[Items listed in a dataset]
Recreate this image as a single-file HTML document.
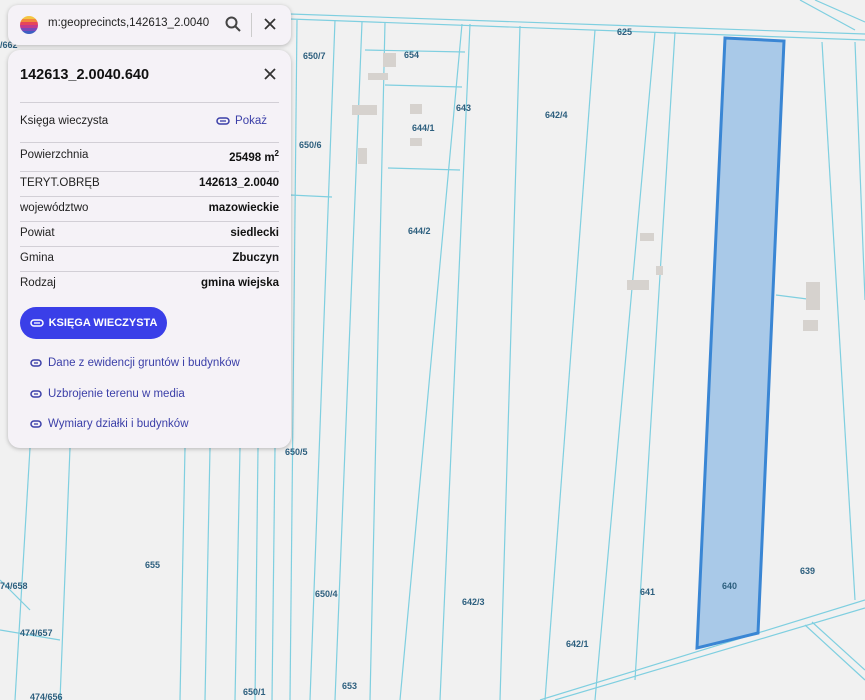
<!DOCTYPE html>
<html><head><meta charset="utf-8"><style>
body{margin:0;width:865px;height:700px;overflow:hidden;background:#f1f1f1;font-family:"Liberation Sans",sans-serif;position:relative}
svg.map{position:absolute;left:0;top:0}
.lbl{font-family:"Liberation Sans",sans-serif;font-size:9px;fill:#2d5f7e;font-weight:bold}
.card{position:absolute;background:#f5f2f7;border-radius:12px;box-shadow:0 1px 4px rgba(0,0,0,.25)}
.row{position:absolute;left:20px;width:259px;display:flex;justify-content:space-between;font-size:11.5px;color:#222}
.row b{color:#111}
.hr{position:absolute;left:20px;width:259px;height:1px;background:#d2cfd6}
.lnk{position:absolute;left:30px;font-size:11.5px;color:#3b3fa8;display:flex;align-items:center;gap:6px}
</style></head><body>
<svg class="map" width="865" height="700">
<g stroke="#7fcfe0" stroke-width="1.2" fill="none">
<line x1="290" y1="14" x2="865" y2="34"/><line x1="290" y1="19" x2="865" y2="40"/>
<line x1="800" y1="0" x2="855" y2="30"/><line x1="815" y1="0" x2="865" y2="22"/>
<line x1="297" y1="20" x2="290" y2="700"/>
<line x1="335" y1="20" x2="310" y2="700"/>
<line x1="362" y1="22" x2="335" y2="700"/>
<line x1="385" y1="22" x2="370" y2="700"/>
<line x1="462" y1="24" x2="400" y2="700"/>
<line x1="470" y1="24" x2="440" y2="700"/>
<line x1="520" y1="26" x2="500" y2="700"/>
<line x1="595" y1="30" x2="545" y2="700"/>
<line x1="655" y1="32" x2="595" y2="700"/>
<line x1="675" y1="32" x2="635" y2="680"/>
<line x1="822" y1="42" x2="855" y2="600"/>
<line x1="855" y1="42" x2="865" y2="300"/>
<line x1="70" y1="448" x2="60" y2="700"/><line x1="30" y1="448" x2="15" y2="700"/>
<line x1="185" y1="448" x2="180" y2="700"/><line x1="210" y1="448" x2="205" y2="700"/>
<line x1="240" y1="448" x2="235" y2="700"/><line x1="258" y1="448" x2="255" y2="700"/>
<line x1="275" y1="448" x2="272" y2="700"/>
<line x1="290" y1="195" x2="332" y2="197"/><line x1="388" y1="168" x2="460" y2="170"/>
<line x1="385" y1="85" x2="462" y2="87"/><line x1="365" y1="50" x2="465" y2="52"/>
<line x1="540" y1="700" x2="865" y2="600"/><line x1="555" y1="700" x2="865" y2="608"/>
<line x1="805" y1="625" x2="865" y2="680"/><line x1="812" y1="622" x2="865" y2="670"/>
<line x1="0" y1="580" x2="30" y2="610"/><line x1="0" y1="630" x2="60" y2="640"/>
<line x1="776" y1="295" x2="815" y2="300"/>
</g>
<g fill="#d6d2ce"><rect x="383" y="53" width="13" height="14"/><rect x="368" y="73" width="20" height="7"/><rect x="352" y="105" width="25" height="10"/><rect x="358" y="148" width="9" height="16"/><rect x="410" y="104" width="12" height="10"/><rect x="410" y="138" width="12" height="8"/><rect x="640" y="233" width="14" height="8"/><rect x="656" y="266" width="7" height="9"/><rect x="627" y="280" width="22" height="10"/><rect x="806" y="282" width="14" height="28"/><rect x="803" y="320" width="15" height="11"/></g>
<polygon points="725,38 784,41 758,633 697,648" fill="#a9c9e8" stroke="#3a86d4" stroke-width="3"/>
<g class="lbl">
<text x="617" y="35">625</text><text x="303" y="59">650/7</text><text x="404" y="58">654</text><text x="456" y="111">643</text><text x="412" y="131">644/1</text><text x="545" y="118">642/4</text><text x="299" y="148">650/6</text><text x="408" y="234">644/2</text><text x="285" y="455">650/5</text><text x="145" y="568">655</text><text x="315" y="597">650/4</text><text x="462" y="605">642/3</text><text x="640" y="595">641</text><text x="722" y="589">640</text><text x="800" y="574">639</text><text x="566" y="647">642/1</text><text x="342" y="689">653</text><text x="243" y="695">650/1</text><text x="0" y="589">74/658</text><text x="20" y="636">474/657</text><text x="30" y="700">474/656</text><text x="0" y="48">/662</text>
</g>
</svg>
<div class="card" style="left:8px;top:5px;width:283px;height:40px;border-radius:10px">
<svg style="position:absolute;left:11px;top:10px" width="20" height="20"><defs><clipPath id="c"><circle cx="10" cy="10" r="9"/></clipPath></defs><g clip-path="url(#c)"><rect y="0" width="20" height="4" fill="#f4c542"/><rect y="4" width="20" height="3" fill="#f08a3c"/><rect y="7" width="20" height="3" fill="#e8455a"/><rect y="10" width="20" height="3" fill="#c03b8f"/><rect y="13" width="20" height="3" fill="#7a4ab8"/><rect y="16" width="20" height="4" fill="#3d5fc2"/></g></svg>
<div style="position:absolute;left:40px;top:12px;font-size:11.5px;color:#222">m:geoprecincts,142613_2.0040</div>
<svg style="position:absolute;left:217px;top:11px" width="16" height="16"><circle cx="6.5" cy="6.5" r="5" stroke="#444" stroke-width="2" fill="none"/><line x1="10" y1="10" x2="15" y2="15" stroke="#444" stroke-width="2"/></svg>
<div style="position:absolute;left:243px;top:8px;width:1px;height:24px;background:#ccc"></div>
<svg style="position:absolute;left:256px;top:13px" width="12" height="12"><path d="M1 1L11 11M11 1L1 11" stroke="#333" stroke-width="1.8"/></svg>
</div>
<div class="card" style="left:8px;top:50px;width:283px;height:398px">
<div style="position:absolute;left:12px;top:17px;font-size:14.5px;font-weight:bold;color:#111">142613_2.0040.640</div>
<svg style="position:absolute;left:256px;top:18px" width="12" height="12"><path d="M1 1L11 11M11 1L1 11" stroke="#333" stroke-width="1.8"/></svg>
</div>
<div class="hr" style="top:102px"></div>
<div class="row" style="top:115px"><span>Księga wieczysta</span><span style="color:#3b3fa8;margin-right:12px;display:flex;align-items:center;gap:5px"><svg width="14" height="8"><rect x="1" y="1" width="12" height="6" rx="3" stroke="#3b3fa8" stroke-width="1.5" fill="none"/><line x1="4" y1="4" x2="10" y2="4" stroke="#3b3fa8" stroke-width="1.3"/></svg>Pokaż</span></div>
<div class="hr" style="top:142px"></div>
<div class="row" style="top:149px"><span>Powierzchnia</span><b>25498 m<sup style="font-size:8px">2</sup></b></div>
<div class="hr" style="top:171px"></div>
<div class="row" style="top:177px"><span>TERYT.OBRĘB</span><b>142613_2.0040</b></div>
<div class="hr" style="top:196px"></div>
<div class="row" style="top:202px"><span>województwo</span><b>mazowieckie</b></div>
<div class="hr" style="top:221px"></div>
<div class="row" style="top:227px"><span>Powiat</span><b>siedlecki</b></div>
<div class="hr" style="top:246px"></div>
<div class="row" style="top:252px"><span>Gmina</span><b>Zbuczyn</b></div>
<div class="hr" style="top:271px"></div>
<div class="row" style="top:277px"><span>Rodzaj</span><b>gmina wiejska</b></div>
<div style="position:absolute;left:20px;top:307px;width:147px;height:32px;border-radius:16px;background:#3a3fe8;color:#fff;font-size:11px;font-weight:bold;display:flex;align-items:center;justify-content:center;gap:5px"><svg width="14" height="8"><rect x="1" y="1" width="12" height="6" rx="3" stroke="#fff" stroke-width="1.5" fill="none"/><line x1="4" y1="4" x2="10" y2="4" stroke="#fff" stroke-width="1.3"/></svg>KSIĘGA WIECZYSTA</div>
<div class="lnk" style="top:357px"><svg width="12" height="8"><rect x="1" y="1" width="10" height="6" rx="3" stroke="#3b3fa8" stroke-width="1.5" fill="none"/><line x1="4" y1="4" x2="8" y2="4" stroke="#3b3fa8" stroke-width="1.3"/></svg>Dane z ewidencji gruntów i budynków</div>
<div class="lnk" style="top:388px"><svg width="12" height="8"><rect x="1" y="1" width="10" height="6" rx="3" stroke="#3b3fa8" stroke-width="1.5" fill="none"/><line x1="4" y1="4" x2="8" y2="4" stroke="#3b3fa8" stroke-width="1.3"/></svg>Uzbrojenie terenu w media</div>
<div class="lnk" style="top:418px"><svg width="12" height="8"><rect x="1" y="1" width="10" height="6" rx="3" stroke="#3b3fa8" stroke-width="1.5" fill="none"/><line x1="4" y1="4" x2="8" y2="4" stroke="#3b3fa8" stroke-width="1.3"/></svg>Wymiary działki i budynków</div>
</body></html>
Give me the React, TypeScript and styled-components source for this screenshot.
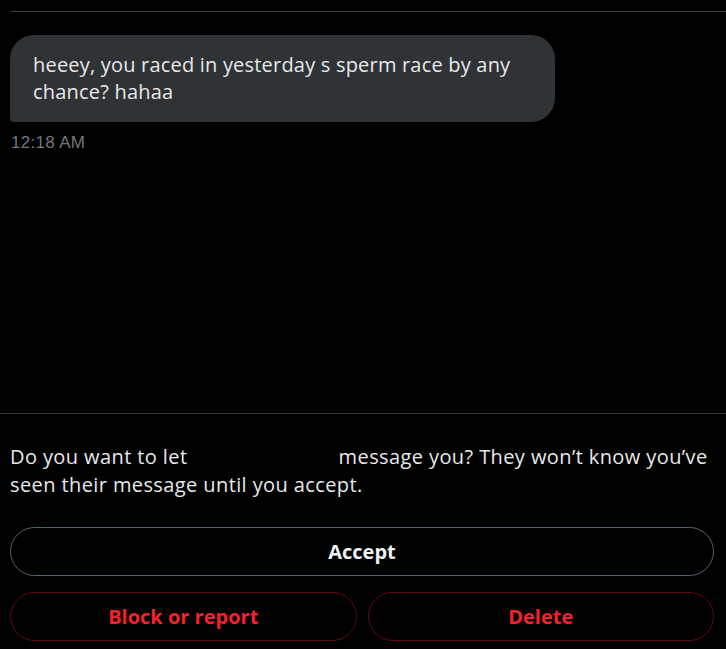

What you have to do
Copy each line of the data that contains the word "this".

Correct result
Recreate this image as a single-file HTML document.
Give me the React, TypeScript and styled-components source for this screenshot.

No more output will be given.